The routines in the oclablas.F90 file are extracted from LAPACK and BLAS some 10 years ago, maybe there are later updates. Originally I used some homemade routines for inverting matrices but changing cut more than 25% of the CPU time. I will check if I understand the code.

The code in ges5EY.F90 is not involved in this calculation, it is part of the new code I am working on to read XML files for the databases, the current TDB database format cannot handle some new features that will be added and lph is indeed a global variable.

Bosse

Dear Urban

I would like to thank you very much for the getkey routine which is used in OC to handle user input on unix.

I have looked at all valgrind warning and those in ooclablas are no problem as there is an IF
statement inside the loop which ensures the index is >0

In the matsmin.F90 file there is also an IF statement which should esure icc-1 is >0

For the gtp3B.F90 file the code involved I no longer understand. It is a complex case where I have used shape/reshape to create a matrix which is irregular. I did understand this shape/reshape once but now I have completely forgotten how it works. Anyway this code is particular for phases with order/disorder transformations and those are not involved in the STEP1 macro.

Bosse

Thanks for the clarification on how to reproduce the problem, and taking the time to double-check those bounds checks so I know those are not smacking memory. They would have been a red herring to me. I will try it again soon per your instructions and with ifx as well as gfortran. I turned on the gfortran -fimplicit-none flag and got an error about lph not being defined. I will check I did not break something, as I made a copy to play with that I converted to use fpm, but it appears to be running OK. For lack of anything better I had made a script to run all the macros with a NEW between them and changed NEW to not prompt to make that easier but other than that made no intentional changes.

I see you made a interesting command history editor using getkeys. Might be interesting as a package all by itself under an open license. That getkey procedure has an odd history. It was first needed as part of a graphics driver for a Tektronix 4010 raster terminal driver which continued being used using the xterm built-in 4010 emulator in circumstances where simple plots were made where X11 was not possible over the available networks; and then later for reading raw keys in ANSI terminals so nice to know someone put it to good use in current applications. I wish something similar had become standard with the introduction of streams to Fortran; but standard READ does not even read streams from stdin, procluding using Fortran for binary filters without calling C, so did not even get close on that one.

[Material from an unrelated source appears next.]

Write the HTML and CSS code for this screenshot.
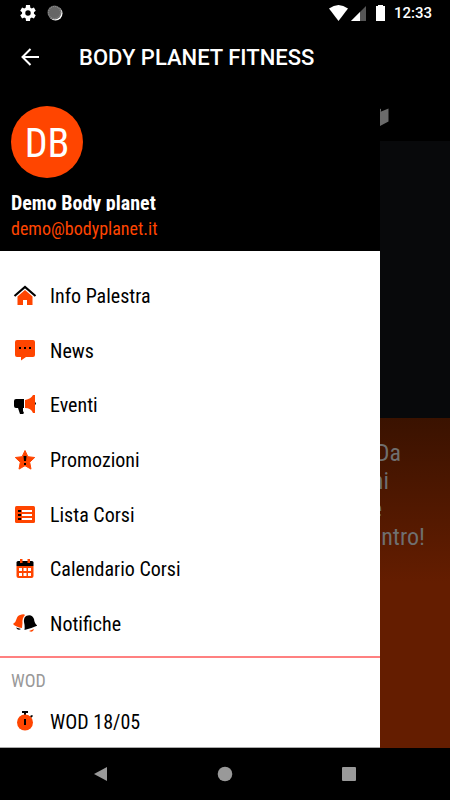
FILE: index.html
```
<!DOCTYPE html>
<html lang="it">
<head>
    <meta charset="UTF-8">
    <meta name="viewport" content="width=device-width, initial-scale=1.0">
    <title>Body Planet Fitness</title>
    <link rel="stylesheet" href="styles.css">
</head>
<body>

    <!-- Status bar -->
    <div class="status-bar">
        <svg class="status-icon" viewBox="2 2 20 20"><path fill="#fff" fill-rule="evenodd" d="M19.4 13a7.500 7.500 0 0 0 0-2l2.300-1.800-2.300-4-2.800 1.100a8 8 0 0 0-1.700-1L14.500 2h-5l-.4 3.300a8 8 0 0 0-1.700 1L4.600 5.200l-2.300 4L4.600 11a7.500 7.500 0 0 0 0 2l-2.300 1.800 2.300 4 2.800-1.100a8 8 0 0 0 1.700 1l.4 3.300h5l.4-3.300a8 8 0 0 0 1.700-1l2.800 1.100 2.300-4zM12 15.400a3.400 3.400 0 1 1 0-6.800 3.400 3.400 0 0 1 0 6.800z"/></svg>
        <svg class="status-icon sync-icon" viewBox="0 0 16 16"><circle cx="8.500" cy="8.500" r="7" fill="#fff"/><circle cx="7.500" cy="7.500" r="7" fill="#666"/><circle cx="7.500" cy="7.500" r="6" fill="none" stroke="#999" stroke-dasharray="1 1"/></svg>
        <svg class="signal-icons" viewBox="0 0 58 18"><path fill="#fff" d="M0 4.500Q9.500-2.500 19 4.500L9.500 17z"/><path fill="#555" d="M37 2v15H22z"/><path fill="#fff" d="M31 8v9h-9z"/><path fill="#fff" d="M49 1h5v1h2v15h-9V2h2z"/></svg>
        <span class="clock">12:33</span>
    </div>

    <header class="app-bar">
        <button type="button" class="back" aria-label="Indietro">
            <svg width="20" height="20" viewBox="0 0 20 20"><path fill="none" stroke="#fff" stroke-width="2" d="M19 10H3M10.500 2 2.500 10l8 8"/></svg>
        </button>
        <h1>BODY PLANET FITNESS</h1>
    </header>

    <div class="stage">
        <!-- Page under the drawer -->
        <main class="page">
            <div class="tabs">
                <svg width="24" height="24" viewBox="0 0 24 24"><path fill="#6a6a6a" d="M2 6l6-3v16l-6 3zM9 3l6 2v3l-6-2zM14 8l8.500-3.500v13L14 22z"/></svg>
            </div>
            <div class="photo"></div>
            <div class="promo">
                <span class="line-1">Da</span>
                <span class="line-2">ni</span>
                <span class="line-3">e</span>
                <span class="line-4">ntro!</span>
            </div>
        </main>

        <!-- Drawer -->
        <aside class="drawer">
            <div class="profile">
                <div class="avatar">DB</div>
                <div class="name">Demo Body planet</div>
                <div class="email">demo@bodyplanet.it</div>
            </div>

            <nav class="menu">
                <a href="#info">
                    <svg viewBox="0 0 24 24"><path fill="#ff4500" d="M12 6l7.500 6.500V21H14v-5h-4v5H4.500v-8.500z"/><path fill="none" stroke="#000" stroke-width="2.200" d="M1.500 12 12 3l10.500 9"/></svg>
                    Info Palestra
                </a>
                <a href="#news">
                    <svg viewBox="0 0 24 24"><path fill="#ff4500" d="M4 1h16q2 0 2 2v13q0 2-2 2h-7l-5 3.500V18H4q-2 0-2-2V3q0-2 2-2z"/><path d="M6 8h2v2H6zM11 8h2v2h-2zM16 8h2v2h-2z"/></svg>
                    News
                </a>
                <a href="#eventi">
                    <svg viewBox="0 0 24 24"><path d="M3 6h8v9h-1v3l1 2-1 1H7l-2-6H3q-2 0-2-2V8q0-2 2-2zM22 9q2 1.500 0 3z"/><path fill="#ff4500" d="M12 7q6-1 8-5h2v18h-2q-2-5-8-5z"/></svg>
                    Eventi
                </a>
                <a href="#promozioni">
                    <svg viewBox="0 0 24 24"><path fill="#ff4500" stroke="#ff4500" stroke-linejoin="round" d="M12 2.500l2.900 6.200 6.800.8-5 4.700 1.300 6.900-6-3.400-6 3.400 1.300-6.900-5-4.700 6.800-.8z"/><path d="M10.500 8h3l-.5 5h-2zM11 15h2v2h-2z"/></svg>
                    Promozioni
                </a>
                <a href="#lista">
                    <svg viewBox="0 0 24 24"><rect x="2" y="3" width="20" height="17" rx="1.500" fill="#ff4500"/><path fill="#fff" d="M9 7h10v2H9zM9 11h10v2H9zM9 15h10v2H9z"/><path d="M5 7h3v2H5zM5 11h3v2H5zM5 15h3v2H5z"/></svg>
                    Lista Corsi
                </a>
                <a href="#calendario">
                    <svg viewBox="0 0 24 24"><path fill="#ff4500" d="M3.500 9h17v10q0 2-2 2h-13q-2 0-2-2z"/><path d="M5 4h14q1.500 0 1.500 1.500V9h-17V5.500Q3.500 4 5 4z"/><path fill="#ff4500" d="M7 2h2.500v4H7zM14.500 2H17v4h-2.500z"/><path fill="#fff" d="M6 11h3v3H6zM10.500 11h3v3h-3zM15 11h3v3h-3zM6 16h3v3H6zM10.500 16h3v3h-3zM15 16h3v3h-3z"/></svg>
                    Calendario Corsi
                </a>
                <a href="#notifiche">
                    <svg viewBox="0 0 24 24"><path fill="#ff4500" d="M7 3q4-1.500 5 0-3 3-2.500 8L9 16Q3 15 0 12q3-2 3.500-5Q4.500 3.500 7 3z"/><path d="M3 15.500l5 1.500q-3 2-5-1.500z"/><path fill="#ff4500" d="M16 19l5-2q-1 4-5 2z"/><path d="M13 4q6-2.500 8 3 .5 5 3.500 6.500-5 2.500-13 4.500.5-4-.5-8-.5-4.500 2-6z"/></svg>
                    Notifiche
                </a>
            </nav>

            <section class="wod">
                <h2>WOD</h2>
                <a href="#wod">
                    <svg viewBox="0 0 24 24"><path d="M9 1h6v2h-2v3h-2V3H9zM17 6l2-1 1 1-2 2z"/><circle cx="12" cy="12.500" r="8" fill="#ff4500"/><path d="M11 9h2v6h-2z"/></svg>
                    WOD 18/05
                </a>
            </section>
        </aside>
    </div>

    <!-- System navigation -->
    <div class="nav-bar">
        <button type="button" aria-label="Back"><svg width="16" height="16" viewBox="0 0 16 16"><path fill="#999" d="M14 1v14L1 8z"/></svg></button>
        <button type="button" aria-label="Home"><svg width="16" height="16" viewBox="0 0 16 16"><circle cx="8" cy="8" r="7.300" fill="#999"/></svg></button>
        <button type="button" aria-label="Recent"><svg width="16" height="16" viewBox="0 0 16 16"><rect x="1" y="1" width="14" height="14" rx="1" fill="#999"/></svg></button>
    </div>

</body>
</html>
```
FILE: styles.css
```
* {
    box-sizing: border-box;
}

body {
    margin: 0;
    min-height: 100vh;
    display: flex;
    flex-direction: column;
    background: #000;
    color: #fff;
    font-family: "Roboto Condensed", "Liberation Sans Narrow", Roboto, sans-serif;
}

h1, h2 {
    margin: 0;
}

button {
    display: flex;
    padding: 0;
    border: none;
    background: none;
    cursor: pointer;
}

a {
    color: #000;
    text-decoration: none;
}

.status-bar {
    display: flex;
    align-items: center;
    height: 26px;
    padding: 0 18px 0 20px;
    font-family: Roboto, sans-serif;
}

.status-icon {
    width: 16px;
    height: 16px;
}

.sync-icon {
    margin-left: 11px;
}

.signal-icons {
    width: 58px;
    height: 18px;
    margin-left: auto;
}

.clock {
    margin-left: 7px;
    font-size: 15px;
    font-weight: 500;
}

.app-bar {
    display: flex;
    align-items: center;
    gap: 39px;
    height: 64px;
    padding: 0 20px 2px;
}

.app-bar h1 {
    font-family: Roboto, sans-serif;
    font-size: 22px;
    font-weight: 500;
}

.stage {
    position: relative;
    flex: 1;
    display: flex;
}

.page {
    flex: 1;
    display: flex;
    flex-direction: column;
}

.tabs {
    display: flex;
    align-items: center;
    justify-content: flex-end;
    height: 51px;
    padding-right: 60px;
}

.photo {
    height: 277px;
    background: #08090b;
}

.promo {
    flex: 1;
    display: flex;
    flex-direction: column;
    align-items: flex-end;
    padding-top: 21px;
    background: linear-gradient(#3a1200, #641d00 50%);
    color: #6f6f6f;
    font-size: 24px;
    line-height: 28px;
}

.line-1 {
    padding-right: 49px;
}

.line-2 {
    padding-right: 61px;
}

.line-3 {
    padding-right: 68px;
}

.line-4 {
    padding-right: 25px;
}

.drawer {
    position: absolute;
    top: 0;
    bottom: 0;
    left: 0;
    right: 70px;
    display: flex;
    flex-direction: column;
    background: #fff;
    border-bottom: 1px solid #aaa;
}

.profile {
    padding: 16px 11px 11px;
    background: #000;
}

.avatar {
    width: 72px;
    height: 72px;
    border-radius: 50%;
    background: #ff4500;
    font-size: 40px;
    line-height: 76px;
    text-align: center;
}

.name {
    height: 20px;
    margin-top: 13px;
    overflow: hidden;
    font-size: 20px;
    font-weight: bold;
    line-height: 24px;
}

.email {
    margin-top: 7px;
    color: #ff4500;
    font-size: 18px;
    line-height: 22px;
}

.menu {
    flex: 1;
    display: grid;
    grid-auto-rows: 1fr;
    padding: 18px 0 5px;
}

.menu a,
.wod a {
    display: flex;
    align-items: center;
    gap: 13px;
    padding-left: 13px;
    font-size: 20px;
}

.menu svg,
.wod svg {
    width: 24px;
    height: 24px;
}

.wod {
    border-top: 2px solid #ff8080;
}

.wod h2 {
    padding: 12px 11px 5px;
    color: #999;
    font-size: 18px;
    font-weight: normal;
    line-height: 22px;
}

.wod a {
    height: 50px;
}

.nav-bar {
    display: flex;
    align-items: center;
    justify-content: space-between;
    height: 52px;
    padding: 0 93px;
}
```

Found a few very minor uses of extensions that might someday cause an issue similiar to the original post I will post to the github page; but particularly given the vintage of some of the code it appears to be very clean so the problem does not appear to be obvious so far. Just a probable non-standard continuation of a string and such. Very few warnings for the size and history of the code from the compilers so far.